Step 4: Workload Switch to Standby System
The system redirects applications, services, and user requests to the secondary environment. This may involve:
- Activating standby servers or virtual machines
- Reassigning IP addresses or DNS records
- Restarting applications on the backup system
The goal is to restore service availability as quickly as possible.
Step 5: Business Operations Continue
Once the failover is complete, users and applications continue working on the secondary system—often with minimal or no noticeable disruption.
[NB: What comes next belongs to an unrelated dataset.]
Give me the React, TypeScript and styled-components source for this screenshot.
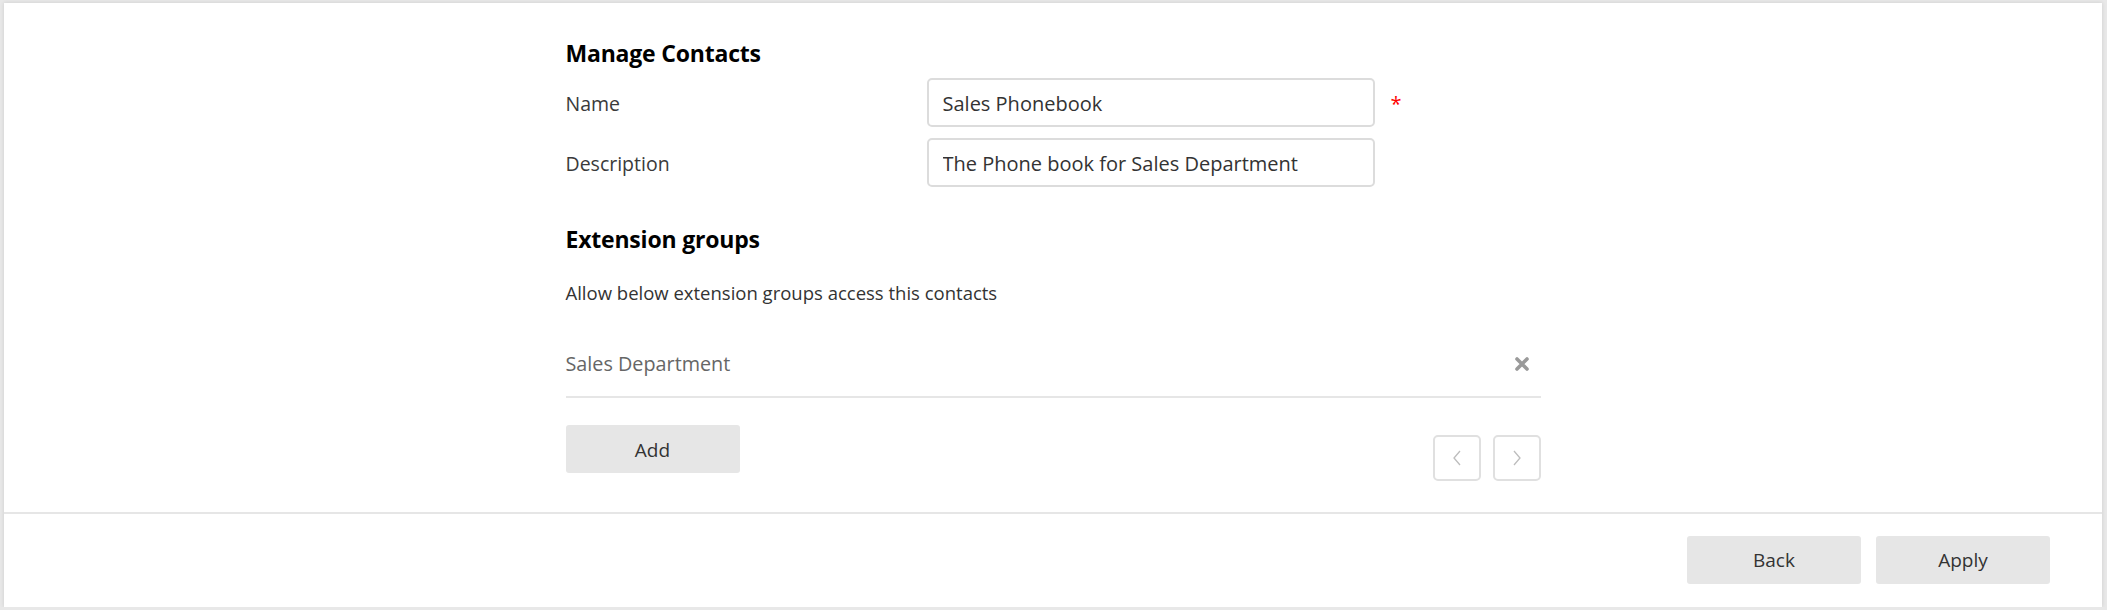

Step 6: Failback (Optional)
After the primary system is restored, operations can be switched back through a process called failback. This typically involves:
- Synchronizing any new data generated during failover
- Validating system consistency
- Switching workloads back to the original environment
Differences between failover, failback, and disaster recovery
Some people often confuse related IT concepts like failback and disaster recovery. Here are the main differences.
Failover vs Failback
Failover is an immediate and often automatic switch to a backup or standby system when the primary system fails. While failback is usually planned process of restoring operation back to the original primary system after it has been repaired.
Key Difference:
|
|
Failover |
Failback |
|
Purpose |
Maintain service availability |
Restore normal operations |
|
Direction |
Primary to Secondary |
Secondary to Primary |
|
Timing |
Immediately after failure |
After recovery and validation |
|
Complexity |
Relatively straightforward |
More complex (data sync required) |
Failover vs Disaster Recovery
Disaster recovery is a comprehensive strategy that includes policies, tools, and processes to restore systems, data, and operations after a disruption.
Usually, they work together for IT security. Failover minimizes downtime during an incident, and disaster recovery ensures full restoration of systems and data afterward. Think of failover as the first line of defense, while disaster recovery is the full recovery plan.
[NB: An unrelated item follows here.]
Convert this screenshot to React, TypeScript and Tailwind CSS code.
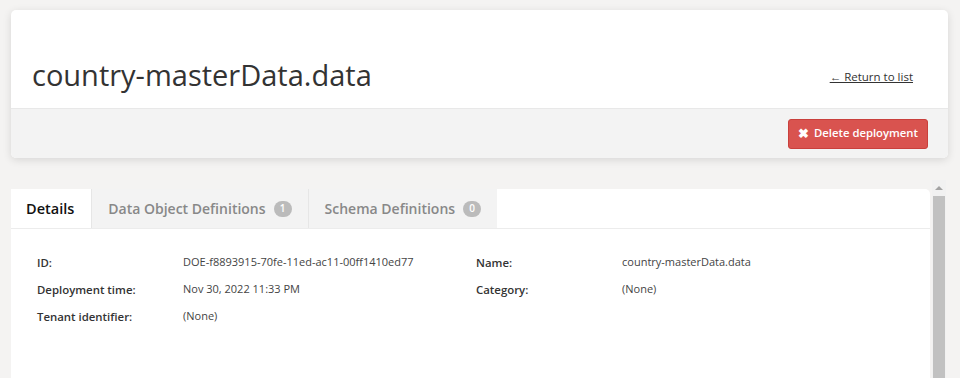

How to choose the right failover solution
Choosing the right failover solution depends on your business requirements, IT environment, and risk tolerance. Not all solutions are built the same, so it’s important to evaluate them based on practical criteria.
1. Define Your RTO and RPO Requirements
Start by identifying how much downtime and data loss your business can tolerate.
- Mission-critical systems require near-zero RTO and RPO
- Less critical workloads may allow longer recovery times
Your failover solution should align directly with these objectives.
2. Evaluate Replication Technology
Replication is the foundation of failover. Look for:
- Real-time or near real-time replication
- Support for byte-level or log-based replication (for higher efficiency and accuracy)
- Minimal performance impact on production systems
3. Automation and Orchestration Capabilities
Modern failover solutions should support:
- Automatic failover and failback
- Policy-based orchestration
- Application-aware recovery (not just infrastructure-level switching)
Automation reduces human error and significantly shortens recovery time.
4. Compatibility with Your Environment
Ensure the solution supports your existing infrastructure:
- Physical servers, virtual machines, and cloud platforms
- Databases (e.g., SQL Server, Oracle, PostgreSQL)
- File systems and enterprise applications
A flexible solution reduces integration complexity.
5. Scalability and Multi-Site Support
As your business grows, your failover strategy should scale with it. Consider:
- Multi-site or multi-region failover
- Support for hybrid and cloud environments
- Centralized management across multiple workloads
6. Security and Ransomware Resilience
Failover alone is not enough—security must be built in:
- Protection against ransomware propagation
- Isolation of backup/standby environments
- Integration with backup and recovery solutions
7. Ease of Testing and Management
A good failover solution should make it easy to:
- Perform non-disruptive failover testing
- Monitor system health in real time
- Manage failover workflows with minimal complexity
i2Availability: Enterprise Failover Solution
For organizations that require high availability and near-zero downtime, enterprise-grade solutions provide more advanced capabilities than traditional failover tools.
i2Availability is designed to deliver continuous data protection and automated failover for enterprise environments, helping businesses maintain uninterrupted operations even during critical failures.
Key Capabilities:
- Real-Time Data Replication: Uses byte-level replication for files and log-based replication for databases, ensuring data is continuously synchronized with minimal latency.
- Near-Zero RPO and Minimal RTO: Captures and transfers data changes instantly, enabling rapid failover with almost no data loss.
- Automatic Failover and Failback: Supports intelligent failure detection and automated switching, reducing manual intervention and recovery time.
- Application-Aware Protection: Ensures consistency for databases and enterprise applications during failover.
- Multi-Platform Support: Compatible with physical, virtual, and cloud environments, including major operating systems and databases.
When to Consider an Enterprise Solution:
An enterprise-grade failover solution like i2Availability is especially suitable when:
- Downtime directly impacts revenue or critical services
- You require continuous data protection rather than periodic backups
- Your environment includes complex, multi-system workloads
- You need automated, policy-driven disaster recovery
Conclusion
Failover is a critical building block for modern IT resilience. Instead of waiting for systems to be restored after a failure, failover enables businesses to maintain operations by seamlessly switching to a standby environment.
As downtime becomes increasingly costly and cyber threats more frequent, organizations can no longer rely on traditional recovery methods alone. A well-designed failover strategy—supported by real-time replication, automation, and regular testing—ensures both service continuity and data protection.
Ultimately, failover is not just about recovery—it’s about keeping your business running, no matter what happens.